Oven Baked Spinach Tacos

Ingredients

  • 9 small spinach tortillas (5-inch diameter)
  • 2 cups cooked rice (360 g)
  • 15 oz can kidney beans or black beans
  • 1 small or medium onion
  • 1/2 tablespoon oil
  • 2 garlic cloves
  • 1/2 bell pepper
  • 3/4 cup canned mushrooms (100 g) or fresh mushrooms
  • 1 tablespoon lemon juice
  • 1 tablespoon Liquid Aminos
  • 4 tablespoons plant-based milk
  • 1/3 cup passata
  • 1 batch vegan cheese sauce

Spice mix

  • 1/2 teaspoon onion powder
  • 1/2 teaspoon ground cumin
  • 1/2 teaspoon paprika
  • 1/4 teaspoon smoked paprika
  • 1/4 teaspoon ground ginger
  • sea salt to taste

Preparation

  1. Cook rice according to the package instructions to yield 2 cups cooked rice.

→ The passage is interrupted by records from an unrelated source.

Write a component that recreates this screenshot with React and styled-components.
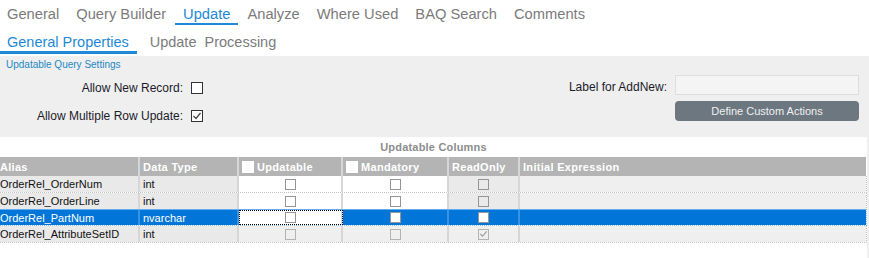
import React from 'react'
import styled, { createGlobalStyle, css } from 'styled-components'

const GlobalStyle = createGlobalStyle`
  body {
    margin: 0;
    background: #fff;
    font-family: "Liberation Sans", Arial, sans-serif;
  }
`

const Page = styled.div`
  width: 869px;
  height: 258px;
  overflow: hidden;
  background: #fff;
`

const TabBar = styled.div`
  display: flex;
  gap: 1px;
  height: 28px;
  box-sizing: border-box;
`

const Tab = styled.div`
  padding: 6px 8px 0;
  line-height: 17px;
  font-size: ${p => p.$thick ? 14.5 : 14.7}px;
  color: #7b7b7b;
  white-space: pre;
  border-bottom: ${p => p.$thick ? 3 : 2}px solid transparent;
  height: fit-content;

  &:first-child {
    padding-left: 7px;
  }

  ${p => p.$active && css`
    color: #1d89d8;
    border-bottom-color: #1d89d8;
  `}
`

const Body = styled.div`
  background: #efefef;
  height: 202px;
`

const Settings = styled.div`
  padding: 3px 10px 7px 0;
  height: 81px;
  box-sizing: border-box;
`

const SectionTitle = styled.div`
  font-size: 10px;
  line-height: 12px;
  color: #2389c4;
  padding-left: 6px;
`

const SettingsRow = styled.div`
  display: flex;
  justify-content: space-between;
`

const CheckForm = styled.div`
  display: grid;
  grid-template-columns: 183px 12px;
  grid-auto-rows: 28px;
  column-gap: 8px;
  align-items: center;
  margin-top: 3px;
`

const Label = styled.label`
  font-size: 12px;
  color: #1c1a2c;
  text-align: right;
  white-space: nowrap;
`

const Box = styled.span`
  display: inline-flex;
  align-items: center;
  justify-content: center;
  box-sizing: border-box;
  width: ${p => p.$size || 12}px;
  height: ${p => p.$size || 12}px;
  border: 1px solid ${p => p.$border || '#333'};
  background: ${p => p.$fill || 'transparent'};
`

const ActionForm = styled.div`
  display: grid;
  grid-template-columns: auto 184px;
  grid-template-rows: 20px 20px;
  column-gap: 8px;
  row-gap: 6px;
  margin-top: 4px;
`

const FieldLabel = styled(Label)`
  align-self: end;
  padding-bottom: 1px;
`

const TextInput = styled.div`
  box-sizing: border-box;
  border: 1px solid #dedede;
  background: #f4f4f4;
`

const ActionButton = styled.div`
  grid-column: 2;
  border-radius: 4px;
  background: #6c7780;
  color: #f0f0f0;
  font-size: 11px;
  display: flex;
  align-items: center;
  justify-content: center;
`

const GridPanel = styled.div`
  background: #fff;
  margin-right: 2px;
  height: 121px;
`

const GridTitle = styled.div`
  height: 20px;
  line-height: 20px;
  text-align: center;
  font-size: 11px;
  font-weight: bold;
  color: #8d8d8d;
  letter-spacing: 0.2px;
`

const COLS = '140px 99px 104px 106px 71px 1fr'

const HeadRow = styled.div`
  display: grid;
  grid-template-columns: ${COLS};
  height: 19px;
  background: #b4b4b4;
  width: 866px;
`

const HeadCell = styled.div`
  display: flex;
  align-items: center;
  gap: 3px;
  padding-left: ${p => p.$flush ? 0 : 3}px;
  border-right: 2px solid #d6d6d6;
  color: #fff;
  font-size: 11px;
  font-weight: bold;
  letter-spacing: 0.3px;
  white-space: nowrap;
  overflow: hidden;

  &:last-child {
    border-right: none;
  }
`

const DataRow = styled.div`
  display: grid;
  grid-template-columns: ${COLS};
  height: 17px;
  width: 867px;
  box-sizing: border-box;
  border-bottom: 1px dotted ${p => p.$selected ? '#8cc2ef' : '#c4c4c4'};
  border-right: 1px dotted ${p => p.$selected ? '#8cc2ef' : '#c4c4c4'};
  ${p => p.$selected && css`
    border-top: 1px solid #63aef0;
    margin-top: -1px;
  `}
`

const Cell = styled.div`
  display: flex;
  align-items: center;
  justify-content: ${p => p.$center ? 'center' : 'flex-start'};
  padding-left: ${p => p.$flush || p.$center ? 0 : 3}px;
  border-right: 2px solid #d6d6d6;
  font-size: 11px;
  color: #111;
  white-space: nowrap;
  overflow: hidden;
  background: ${p => p.$bg};
  box-sizing: border-box;

  &:last-child {
    border-right: none;
  }

  ${p => p.$selected && css`
    background: #0276d8;
    color: #fff;
    border-right-color: #3a93e0;
  `}

  ${p => p.$focused && css`
    background: #fff;
    outline: 1px dotted #000;
    outline-offset: -1px;
  `}
`

function Check({ color = '#444' }) {
  return (
    <svg width="10" height="10" viewBox="0 0 10 10">
      <polyline points="1.5,5 4,7.5 8.5,2" fill="none" stroke={color} strokeWidth="1.2" />
    </svg>
  )
}

const ROWS = [
  { alias: 'OrderRel_OrderNum', type: 'int', editable: true },
  { alias: 'OrderRel_OrderLine', type: 'int', editable: true },
  { alias: 'OrderRel_PartNum', type: 'nvarchar', editable: true, selected: true },
  { alias: 'OrderRel_AttributeSetID', type: 'int', editable: false, readOnly: true },
]

function GridRow({ row }) {
  const sel = row.selected
  const grey = '#eaeaea'
  const light = '#efefef'
  const editBg = row.editable ? '#fff' : light
  const boxBorder = row.editable ? '#959595' : '#b3b3b3'
  const selBox = sel ? '#fff' : 'transparent'
  return (
    <DataRow $selected={sel}>
      <Cell $flush $bg="#e9e9e9" $selected={sel}>{row.alias}</Cell>
      <Cell $bg="#e9e9e9" $selected={sel}>{row.type}</Cell>
      <Cell $center $bg={editBg} $focused={sel}>
        <Box $size={11} $border={boxBorder} />
      </Cell>
      <Cell $center $bg={editBg} $selected={sel}>
        <Box $size={11} $border={boxBorder} $fill={selBox} />
      </Cell>
      <Cell $center $bg={row.editable ? grey : light} $selected={sel}>
        <Box $size={11} $border={boxBorder} $fill={selBox}>
          {row.readOnly && <Check color="#9a9a9a" />}
        </Box>
      </Cell>
      <Cell $bg={light} $selected={sel} />
    </DataRow>
  )
}

export default function App() {
  const tabs = ['General', 'Query Builder', 'Update', 'Analyze', 'Where Used', 'BAQ Search', 'Comments']
  return (
    <Page>
      <GlobalStyle />
      <TabBar>
        {tabs.map(t => <Tab key={t} $active={t === 'Update'}>{t}</Tab>)}
      </TabBar>
      <TabBar>
        <Tab $thick $active>General Properties</Tab>
        <Tab $thick style={{ paddingLeft: 12 }}>{'Update  Processing'}</Tab>
      </TabBar>
      <Body>
        <Settings>
          <SectionTitle>Updatable Query Settings</SectionTitle>
          <SettingsRow>
            <CheckForm>
              <Label>Allow New Record:</Label>
              <Box $fill="#fff" />
              <Label>Allow Multiple Row Update:</Label>
              <Box $fill="#fff"><Check /></Box>
            </CheckForm>
            <ActionForm>
              <FieldLabel>Label for AddNew:</FieldLabel>
              <TextInput />
              <ActionButton>Define Custom Actions</ActionButton>
            </ActionForm>
          </SettingsRow>
        </Settings>
        <GridPanel>
          <GridTitle>Updatable Columns</GridTitle>
          <HeadRow>
            <HeadCell $flush>Alias</HeadCell>
            <HeadCell>Data Type</HeadCell>
            <HeadCell><Box $fill="#fff" $border="#fff" />Updatable</HeadCell>
            <HeadCell><Box $fill="#fff" $border="#fff" />Mandatory</HeadCell>
            <HeadCell>ReadOnly</HeadCell>
            <HeadCell>Initial Expression</HeadCell>
          </HeadRow>
          {ROWS.map(r => <GridRow key={r.alias} row={r} />)}
        </GridPanel>
      </Body>
    </Page>
  )
}
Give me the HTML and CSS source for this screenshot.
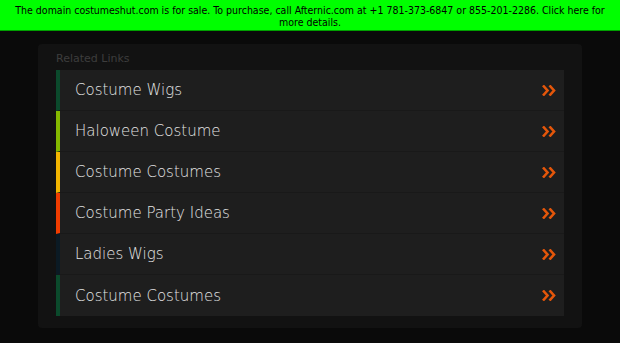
FILE: index.html
```html
<!DOCTYPE html>
<html lang="en">
<head>
    <meta charset="UTF-8">
    <title>costumeshut.com</title>
    <link rel="stylesheet" href="styles.css">
</head>
<body>

    <a class="sale-banner" href="#">The domain costumeshut.com is for sale. To purchase, call Afternic.com at +1 781-373-6847 or 855-201-2286. Click here for more details.</a>

    <div class="page">
        <div class="links-panel">
            <h2>Related Links</h2>

            <ul class="links">
                <li class="c1"><a href="#">Costume Wigs <span class="arrow"><svg width="14" height="11" viewBox="0 0 14 11"><path d="M1 0.5 L5.5 5.5 L1 10.5 M7.5 0.5 L12 5.5 L7.5 10.5" fill="none" stroke="#e4560a" stroke-width="2.6"/></svg></span></a></li>
                <li class="c2"><a href="#">Haloween Costume <span class="arrow"><svg width="14" height="11" viewBox="0 0 14 11"><path d="M1 0.5 L5.5 5.5 L1 10.5 M7.5 0.5 L12 5.5 L7.5 10.5" fill="none" stroke="#e4560a" stroke-width="2.6"/></svg></span></a></li>
                <li class="c3"><a href="#">Costume Costumes <span class="arrow"><svg width="14" height="11" viewBox="0 0 14 11"><path d="M1 0.5 L5.5 5.5 L1 10.5 M7.5 0.5 L12 5.5 L7.5 10.5" fill="none" stroke="#e4560a" stroke-width="2.6"/></svg></span></a></li>
                <li class="c4"><a href="#">Costume Party Ideas <span class="arrow"><svg width="14" height="11" viewBox="0 0 14 11"><path d="M1 0.5 L5.5 5.5 L1 10.5 M7.5 0.5 L12 5.5 L7.5 10.5" fill="none" stroke="#e4560a" stroke-width="2.6"/></svg></span></a></li>
                <li class="c5"><a href="#">Ladies Wigs <span class="arrow"><svg width="14" height="11" viewBox="0 0 14 11"><path d="M1 0.5 L5.5 5.5 L1 10.5 M7.5 0.5 L12 5.5 L7.5 10.5" fill="none" stroke="#e4560a" stroke-width="2.6"/></svg></span></a></li>
                <li class="c1"><a href="#">Costume Costumes <span class="arrow"><svg width="14" height="11" viewBox="0 0 14 11"><path d="M1 0.5 L5.5 5.5 L1 10.5 M7.5 0.5 L12 5.5 L7.5 10.5" fill="none" stroke="#e4560a" stroke-width="2.6"/></svg></span></a></li>
            </ul>
        </div>
    </div>

</body>
</html>
```

FILE: styles.css
```css
body {
    margin: 0;
    background-color: #0a0a0a;
    font-family: "DejaVu Sans", sans-serif;
}

/* Barra verde do topo */
.sale-banner {
    display: block;
    background-color: #00ff00;
    border-bottom: 1px solid #00a000;
    color: #000;
    text-decoration: none;
    text-align: center;
    font-family: "DejaVu Sans Condensed", "DejaVu Sans", sans-serif;
    font-size: 10.5px;
    line-height: 12px;
    padding: 4px 14px 2px;
}

.page {
    padding: 13px 38px 15px;
}

.links-panel {
    background-color: #121212;
    border-radius: 4px;
    padding: 8px 18px 12px 18px;
}

.links-panel h2 {
    margin: 0 0 5px 0;
    font-size: 11px;
    font-weight: normal;
    color: #3d3d3d;
    line-height: 13px;
}

.links {
    list-style: none;
    margin: 0;
    padding: 0;
}

.links li {
    background-color: #1e1e1e;
    border-left: 4px solid #0b4a2c;
    border-bottom: 1px solid #191919;
}

.links li:last-child {
    border-bottom: none;
}

.links a {
    display: flex;
    justify-content: space-between;
    align-items: center;
    height: 40px;
    padding: 0 8px 0 15px;
    color: #e4e4e4;
    text-decoration: none;
    font-size: 15px;
    font-weight: 200;
}

.links li:last-child a {
    height: 41px;
}

.arrow {
    display: flex;
}

.links li.c1 { border-left-color: #0b4a2c; }
.links li.c2 { border-left-color: #84b800; }
.links li.c3 { border-left-color: #f2b500; }
.links li.c4 { border-left-color: #f03c00; }
.links li.c5 { border-left-color: #0b1a24; }
```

  2. Prepare spinach tortillas following the specified recipe or use store-bought flour or corn tortillas.

  3. Heat oil in a pan over medium heat and add the onion, mushrooms, and bell pepper.

  4. Sauté for 3 to 5 minutes, then add garlic and cook for another minute, stirring occasionally.

  5. Add the spice mix, lemon juice, Liquid Aminos, plant-based milk, passata, and hot sauce, then stir and simmer for about 3 minutes.

  6. Add the cooked rice and beans, stir to combine, and turn off the heat.

  7. Taste the mixture and adjust seasoning if needed.

  8. Preheat the oven to 410 degrees Fahrenheit (210 degrees Celsius) and line a baking sheet with parchment paper.

  9. Make one batch of the vegan cheese sauce or use store-bought vegan cheese.

  10. Add about 2 tablespoons of the rice filling and 1 tablespoon of vegan cheese to one side of a tortilla, fold the other side over, and press down slightly, repeating for all tortillas.

  11. Transfer the assembled tacos to the baking sheet and bake for 10 to 15 minutes or until crispy.